From 29d5e0476e1c4a513859e7858845ad172f560389 Mon Sep 17 00:00:00 2001
From: Thomas Gleixner <tglx@linutronix.de>
Date: Fri, 20 Apr 2012 13:05:45 +0000
Subject: smp: Provide generic idle thread allocation

All SMP architectures have magic to fork the idle task and to store it
for reusage when cpu hotplug is enabled. Provide a generic
infrastructure for it.

Create/reinit the idle thread for the cpu which is brought up in the
generic code and hand the thread pointer to the architecture code via
__cpu_up().

Note, that fork_idle() is called via a workqueue, because this
guarantees that the idle thread does not get a reference to a user
space VM. This can happen when the boot process did not bring up all
possible cpus and a later cpu_up() is initiated via the sysfs
interface. In that case fork_idle() would be called in the context of
the user space task and take a reference on the user space VM.

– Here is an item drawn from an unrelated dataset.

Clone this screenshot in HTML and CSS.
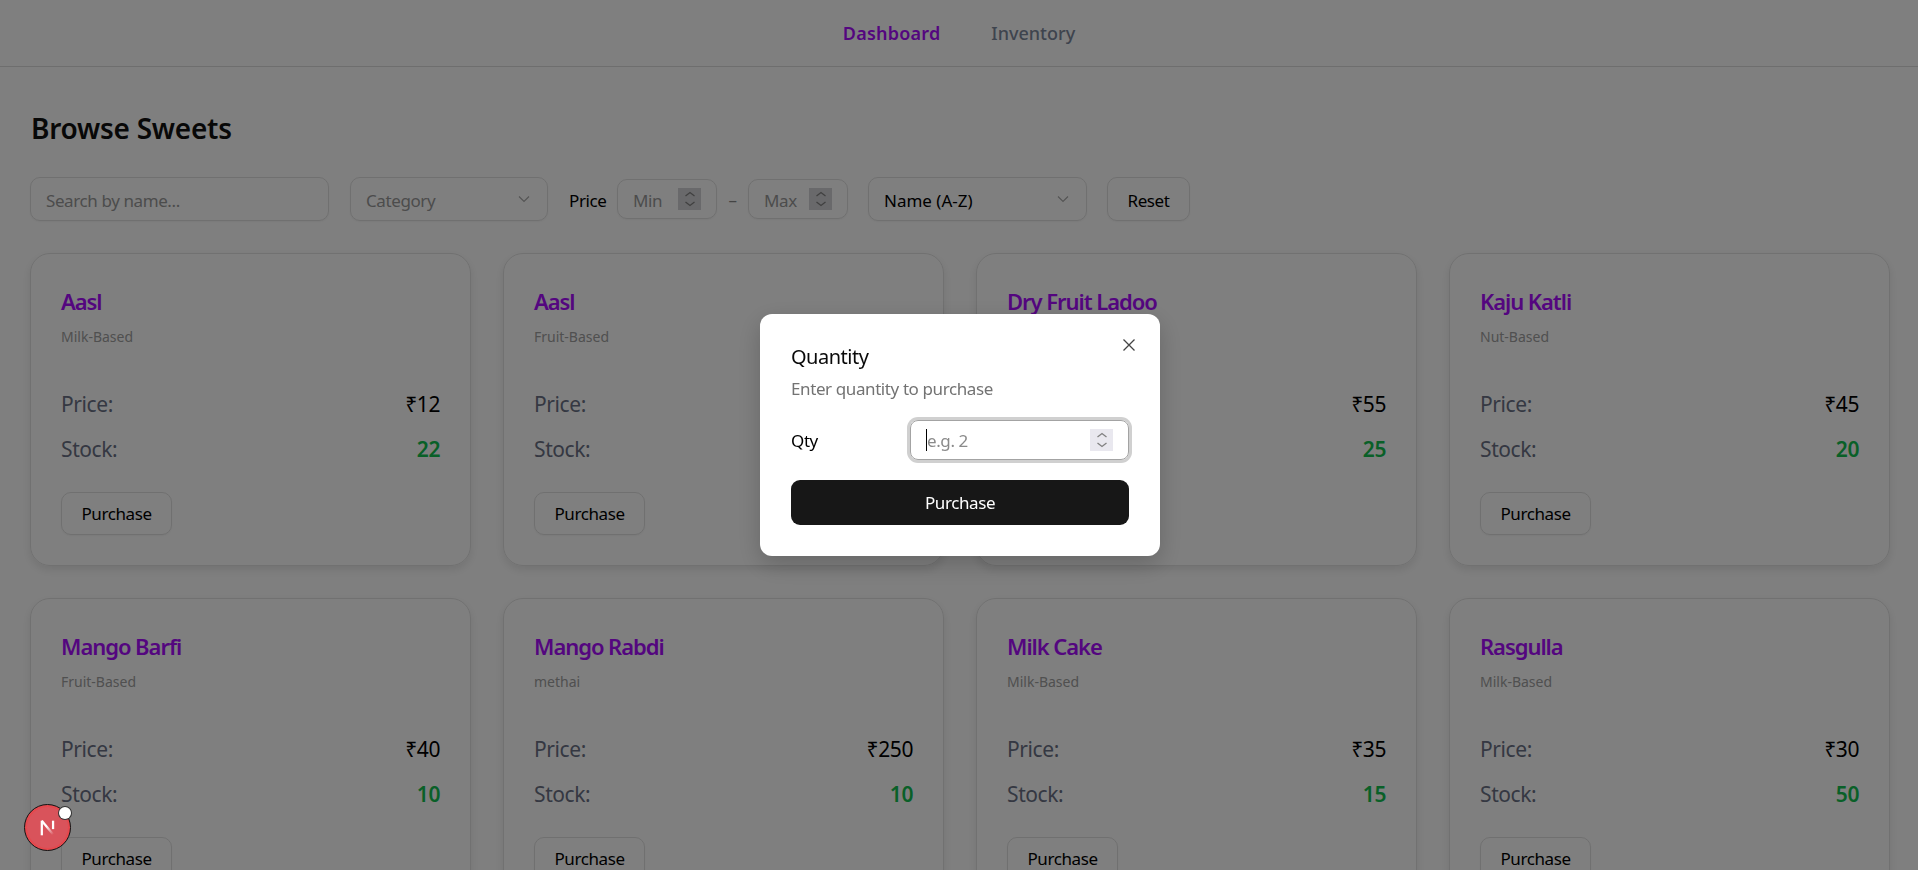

Signed-off-by: Thomas Gleixner <tglx@linutronix.de>
Cc: Peter Zijlstra <peterz@infradead.org>
Cc: Rusty Russell <rusty@rustcorp.com.au>
Cc: Paul E. McKenney <paulmck@linux.vnet.ibm.com>
Cc: Srivatsa S. Bhat <srivatsa.bhat@linux.vnet.ibm.com>
Cc: Matt Turner <mattst88@gmail.com>
Cc: Russell King <linux@arm.linux.org.uk>
Cc: Mike Frysinger <vapier@gentoo.org>
Cc: Jesper Nilsson <jesper.nilsson@axis.com>
Cc: Richard Kuo <rkuo@codeaurora.org>
Cc: Tony Luck <tony.luck@intel.com>
Cc: Hirokazu Takata <takata@linux-m32r.org>
Cc: Ralf Baechle <ralf@linux-mips.org>
Cc: David Howells <dhowells@redhat.com>
Cc: James E.J. Bottomley <jejb@parisc-linux.org>
Cc: Benjamin Herrenschmidt <benh@kernel.crashing.org>
Cc: Martin Schwidefsky <schwidefsky@de.ibm.com>
Cc: Paul Mundt <lethal@linux-sh.org>
Cc: David S. Miller <davem@davemloft.net>
Cc: Chris Metcalf <cmetcalf@tilera.com>
Cc: Richard Weinberger <richard@nod.at>
Cc: x86@kernel.org
Acked-by: Venkatesh Pallipadi <venki@google.com>
Link: http://lkml.kernel.org/r/20120420124557.102478630@linutronix.de
---
 arch/Kconfig        |  3 ++
 kernel/cpu.c        |  2 +-
 kernel/sched/core.c |  2 ++
 kernel/smpboot.c    | 84 ++++++++++++++++++++++++++++++++++++++++++++++++++++-
 kernel/smpboot.h    | 10 +++++++
 5 files changed, 99 insertions(+), 2 deletions(-)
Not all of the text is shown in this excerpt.